In the very early 1970’s I headed off to kindergarten in a suburban public school. As a first generation American child I knew almost no English, save the few words I had learned on The Electric Company and Sesame Street. While my fellow classmates sported ripped jeans and moccasins or sneakers and vests, I resembled a living-breathing time capsule from 1952. Donned in a very short, ruffled lace dress with black patent leather shoes (that my grandmother would shine each morning) I embarked in a haze of complete ignorance which in this particular case bore no resemblance to bliss.

That school, in that dry Ohio landscape, had a few African American students (who sat together at lunch and in classes and played exclusively together at recess). For the most part, the homogeneous fabric of the population was white, Anglo American. And then there was me–a chubby Euro-Latina with blue eyes.

The world was vast and it did not, at that time, include Chipotle or the Internet or hummus sold at the A&P. We bought our cheeses and meats at a tiny import store where Greek yogurt and olives were scooped up from big wooden barrels and sold by the pound. Spanish families made chorizo and blood sausages and salted hams together in a big community effort. This was the food we ate at home and this was the food that I took to school.

Imagine if you will, a lunchroom of fifty kindergarten kids with peanut butter and jelly-filled Partridge Family lunch boxes and Evel Knievel thermoses full of Kool-Aid. Now imagine me sitting down to lunch with aromatic imported goat cheese and anise-flavored cookies dipped in drizzling, sticky honey. I can almost see the smells in comic-book form wafting from my brown bag like the dust on Pig-Pen from Peanuts.
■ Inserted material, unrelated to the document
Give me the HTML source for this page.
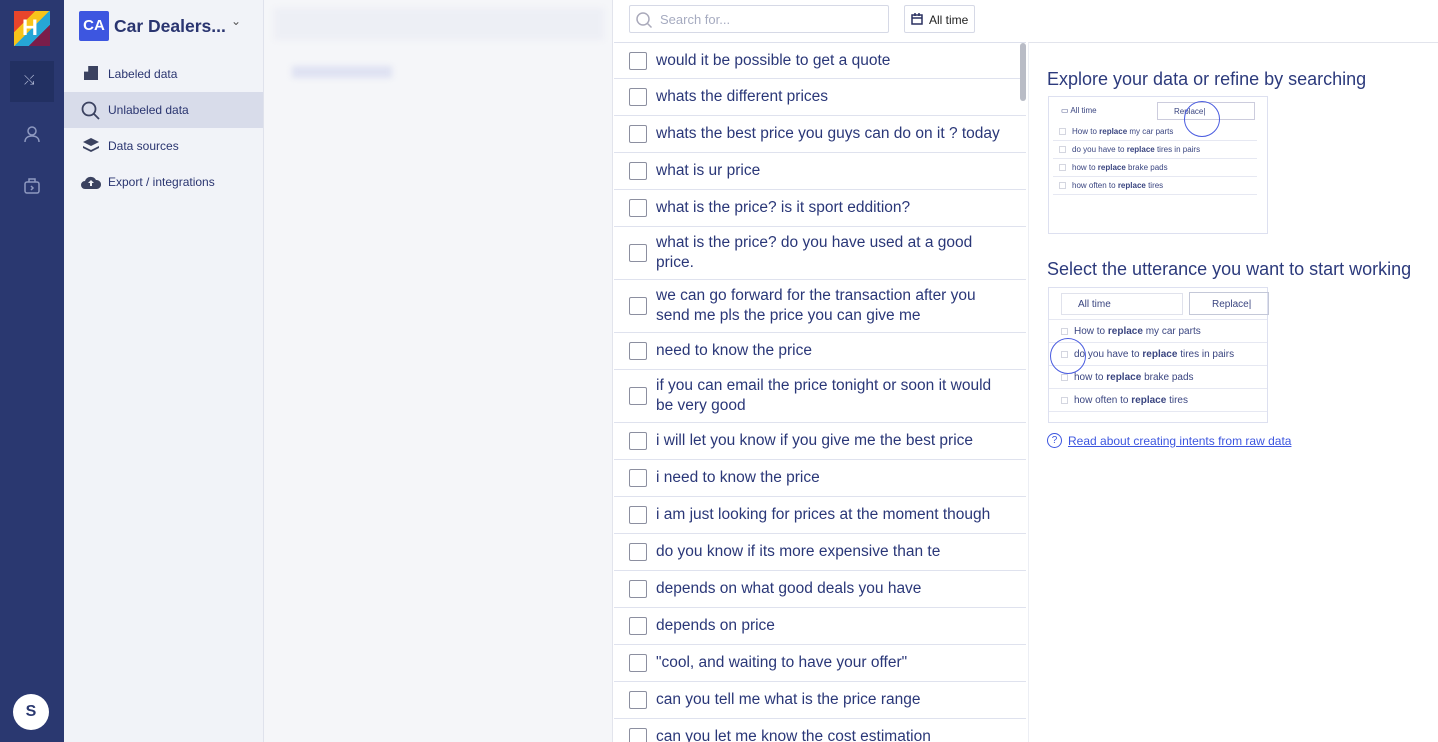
<!DOCTYPE html>
<html><head><meta charset="utf-8"><style>
*{box-sizing:border-box;margin:0;padding:0}
body{width:1438px;height:742px;overflow:hidden;font-family:"Liberation Sans",sans-serif;background:#fff;position:relative;color:#2a3778}
.rail{position:absolute;left:0;top:0;width:64px;height:742px;background:#2a3870}
.nav{position:absolute;left:64px;top:0;width:200px;height:742px;background:#f1f3f8;border-right:1px solid #dfe2ec}
.mid{position:absolute;left:264px;top:0;width:349px;height:742px;background:#f5f6f9;border-right:1px solid #e2e4ec}
.list{position:absolute;left:614px;top:42px;width:412px;height:700px;background:#fff;border-top:1px solid #dde0ec;overflow:hidden}
.row{display:flex;align-items:center;border-bottom:1px solid #dfe2ee;padding-left:15px;padding-right:16px;font-size:15.5px;line-height:20px;color:#2a3778}
.cb{flex:none;width:18px;height:18px;border:1.5px solid #8c8fa0;border-radius:2px;margin-right:9px}
.right{position:absolute;left:1028px;top:42px;right:0;bottom:0;border-top:1px solid #e2e4ec;border-left:1px solid #eceef4}
h2{font-weight:400;font-size:18px;color:#2c3a7c;position:absolute;left:1047px}
.mini{position:absolute;border:1px solid #dde0f0;background:#fff;font-size:8px;color:#3a4580}
.mrow{border-bottom:1px solid #e6e8f2;display:flex;align-items:center;padding-left:6px}
.mcb{width:7px;height:7px;border:1px solid #d4d6e0;margin-right:6px}
</style></head><body>
<div class="rail">
 <div style="position:absolute;left:14px;top:11px;width:36px;height:35px;background:linear-gradient(135deg,#e8452c 0 30%,#f7c41a 30% 50%,#26a6d6 50% 70%,#7a1d4a 70%)"></div>
 <div style="position:absolute;left:22px;top:18px;width:20px;height:20px;color:#fff;font:900 22px 'Liberation Sans';line-height:20px">H</div>
 <div style="position:absolute;left:10px;top:61px;width:44px;height:41px;background:#223062"></div>
 <div style="position:absolute;left:24px;top:72px;color:#b8c0dc;font-size:13px">⤯</div>
 <svg style="position:absolute;left:23px;top:125px" width="18" height="18" fill="none" stroke="#8e99c0" stroke-width="1.5"><circle cx="9" cy="6" r="4"/><path d="M2 17c0-4 3-6 7-6s7 2 7 6"/></svg>
 <svg style="position:absolute;left:23px;top:177px" width="18" height="18" fill="none" stroke="#8e99c0" stroke-width="1.5"><rect x="2" y="5" width="14" height="11" rx="2"/><path d="M6 5V2h6v3M8 9l2 2-2 2"/></svg>
 <div style="position:absolute;left:13px;top:694px;width:36px;height:36px;border-radius:50%;background:#fff;color:#2a3870;font-weight:700;font-size:16px;text-align:center;line-height:36px">S</div>
</div>
<div class="nav">
 <div style="position:absolute;left:15px;top:11px;width:30px;height:30px;background:#3d56e0;border-radius:2px;color:#fff;font-weight:700;font-size:15px;text-align:center;line-height:30px">CA</div>
 <div style="position:absolute;left:50px;top:16px;font-weight:700;font-size:17.5px;color:#2a3570">Car Dealers...</div>
 <div style="position:absolute;left:167px;top:14px;color:#555;font-size:12px">⌄</div>
 <div style="position:absolute;left:0;top:92px;width:199px;height:36px;background:#d8dcea"></div>
 <div style="position:absolute;left:20px;top:66px;width:14px;height:14px;background:#3b4260;clip-path:polygon(30% 0,100% 0,100% 100%,0 100%,0 40%,30% 40%)"></div>
 <svg style="position:absolute;left:17px;top:101px" width="20" height="20" fill="none" stroke="#3b4260" stroke-width="1.8"><circle cx="8" cy="8" r="6.5"/><path d="M13 13l5 5"/></svg>
 <svg style="position:absolute;left:18px;top:137px" width="18" height="18" fill="#3b4260"><path d="M9 1l8 4-8 4-8-4z"/><path d="M1 9l8 4 8-4v2l-8 4-8-4z"/></svg>
 <svg style="position:absolute;left:16px;top:174px" width="22" height="16" fill="#3b4260"><path d="M5 15a4 4 0 010-8 6 6 0 0111-1 4.5 4.5 0 011 9z"/><path d="M11 6l-3 3h2v3h2V9h2z" fill="#f1f3f8"/></svg>
 <div style="position:absolute;left:44px;top:67px;font-size:12px;color:#2a3570">Labeled data</div>
 <div style="position:absolute;left:44px;top:103px;font-size:12px;color:#2a3570">Unlabeled data</div>
 <div style="position:absolute;left:44px;top:139px;font-size:12px;color:#2a3570">Data sources</div>
 <div style="position:absolute;left:44px;top:175px;font-size:12px;color:#2a3570">Export / integrations</div>
</div>
<div class="mid">
 <div style="position:absolute;left:10px;top:8px;width:330px;height:32px;background:#edeff5;filter:blur(3px)"></div>
 <div style="position:absolute;left:28px;top:66px;width:100px;height:12px;background:#dfe2f2;filter:blur(3px)"></div>
</div>
<div style="position:absolute;left:629px;top:5px;width:260px;height:28px;border:1px solid #d6d9e6;border-radius:2px;background:#fff">
 <svg style="position:absolute;left:5px;top:5px" width="18" height="18" fill="none" stroke="#aab" stroke-width="1.5"><circle cx="8" cy="8" r="6"/><path d="M12.5 12.5l4 4"/></svg>
 <span style="position:absolute;left:30px;top:6px;font-size:13px;color:#a6abc0">Search for...</span>
</div>
<div style="position:absolute;left:904px;top:5px;width:71px;height:28px;border:1px solid #d6d9e6;border-radius:2px;background:#fff">
 <svg style="position:absolute;left:6px;top:7px" width="12" height="12" fill="none" stroke="#2a3060" stroke-width="1.5"><rect x="1" y="2" width="10" height="9"/><path d="M1 5h10M4 0v3M8 0v3"/></svg>
 <span style="position:absolute;left:24px;top:7px;font-size:12px;color:#222">All time</span>
</div>
<div class="list">
 <div class="row" style="height:36px"><div class="cb"></div>would it be possible to get a quote</div>
 <div class="row" style="height:37px"><div class="cb"></div>whats the different prices</div>
 <div class="row" style="height:37px"><div class="cb"></div><span style="white-space:nowrap">whats the best price you guys can do on it ? today</span></div>
 <div class="row" style="height:37px"><div class="cb"></div>what is ur price</div>
 <div class="row" style="height:37px"><div class="cb"></div>what is the price? is it sport eddition?</div>
 <div class="row" style="height:53px"><div class="cb"></div>what is the price? do you have used at a good<br>price.</div>
 <div class="row" style="height:53px"><div class="cb"></div>we can go forward for the transaction after you<br>send me pls the price you can give me</div>
 <div class="row" style="height:37px"><div class="cb"></div>need to know the price</div>
 <div class="row" style="height:53px"><div class="cb"></div>if you can email the price tonight or soon it would<br>be very good</div>
 <div class="row" style="height:37px"><div class="cb"></div>i will let you know if you give me the best price</div>
 <div class="row" style="height:37px"><div class="cb"></div>i need to know the price</div>
 <div class="row" style="height:37px"><div class="cb"></div>i am just looking for prices at the moment though</div>
 <div class="row" style="height:37px"><div class="cb"></div>do you know if its more expensive than te</div>
 <div class="row" style="height:37px"><div class="cb"></div>depends on what good deals you have</div>
 <div class="row" style="height:37px"><div class="cb"></div>depends on price</div>
 <div class="row" style="height:37px"><div class="cb"></div>"cool, and waiting to have your offer"</div>
 <div class="row" style="height:37px"><div class="cb"></div>can you tell me what is the price range</div>
 <div class="row" style="height:37px"><div class="cb"></div>can you let me know the cost estimation</div>
 <div style="position:absolute;left:406px;top:0;width:6px;height:58px;background:#b9bcc6;border-radius:3px"></div>
</div>
<div class="right"></div>
<h2 style="top:69px">Explore your data or refine by searching</h2>
<div class="mini" style="left:1048px;top:96px;width:220px;height:138px">
 <div style="height:26px;position:relative"><span style="position:absolute;left:12px;top:9px">▭ All time</span><div style="position:absolute;left:108px;top:5px;width:98px;height:18px;border:1px solid #ccd;padding:4px 0 0 16px">Replace|</div></div>
 <div class="mrow" style="height:18px;margin:0 10px 0 4px"><div class="mcb"></div>How to <b>&nbsp;replace&nbsp;</b> my car parts</div>
 <div class="mrow" style="height:18px;margin:0 10px 0 4px"><div class="mcb"></div>do you have to <b>&nbsp;replace&nbsp;</b> tires in pairs</div>
 <div class="mrow" style="height:18px;margin:0 10px 0 4px"><div class="mcb"></div>how to <b>&nbsp;replace&nbsp;</b> brake pads</div>
 <div class="mrow" style="height:18px;margin:0 10px 0 4px"><div class="mcb"></div>how often to <b>&nbsp;replace&nbsp;</b> tires</div>
 <div style="position:absolute;left:135px;top:4px;width:36px;height:36px;border:1px solid #4a5ce0;border-radius:50%"></div>
</div>
<h2 style="top:259px">Select the utterance you want to start working</h2>
<div class="mini" style="left:1048px;top:287px;width:220px;height:136px;font-size:10px">
 <div style="height:32px;position:relative;border-bottom:1px solid #e6e8f2"><div style="position:absolute;left:12px;top:5px;width:122px;height:22px;border:1px solid #e0e2ec;padding:5px 0 0 16px">All time</div><div style="position:absolute;left:140px;top:4px;width:80px;height:23px;border:1px solid #c4c8d8;padding:6px 0 0 22px">Replace|</div></div>
 <div class="mrow" style="height:23px;padding-left:12px"><div class="mcb"></div>How to <b>&nbsp;replace&nbsp;</b> my car parts</div>
 <div class="mrow" style="height:23px;padding-left:12px"><div class="mcb"></div>do you have to <b>&nbsp;replace&nbsp;</b> tires in pairs</div>
 <div class="mrow" style="height:23px;padding-left:12px"><div class="mcb"></div>how to <b>&nbsp;replace&nbsp;</b> brake pads</div>
 <div class="mrow" style="height:23px;padding-left:12px"><div class="mcb"></div>how often to <b>&nbsp;replace&nbsp;</b> tires</div>
 <div style="position:absolute;left:1px;top:50px;width:36px;height:36px;border:1px solid #4a5ce0;border-radius:50%"></div>
</div>
<div style="position:absolute;left:1047px;top:433px;width:15px;height:15px;border:1.3px solid #3d56e0;border-radius:50%;color:#3d56e0;font-size:10px;text-align:center;line-height:13px">?</div>
<div style="position:absolute;left:1068px;top:434px;font-size:12px;color:#3d56e0;text-decoration:underline">Read about creating intents from raw data</div>
</body></html>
This is the basic scene when my friend Jennifer P. (differentiated by the last initial because there were no less than four Jennifers in my class that year) told a lunch lady that I could speak Spanish. The hair-netted lady looked down (literally and figuratively) upon my tightly braided head and said, “Oh yea, what can she say?” There was a hush, everyone at our long table looked at me. My little encouraging friend said, “Go on, say something!” This was my opportunity to impress….

“Me llamo Sylvia, encantada de conocerla.” I responded.

To which she replied, “Ha! If that’s Spanish then I’m a monkey’s patooti!” and proceeded to shout gibberish in imitation of my previous sentence.

Amidst arguments from Jennifer P. (whose IQ at five was considerably higher than the lunch lady’s cognitive scores at forty), the rest of the kids laughed and hollered, called me monkey, grabbed my lunch and threw it in the garbage. They told me to go back to the zoo I came from and if I would have known the way, I surely would have gone.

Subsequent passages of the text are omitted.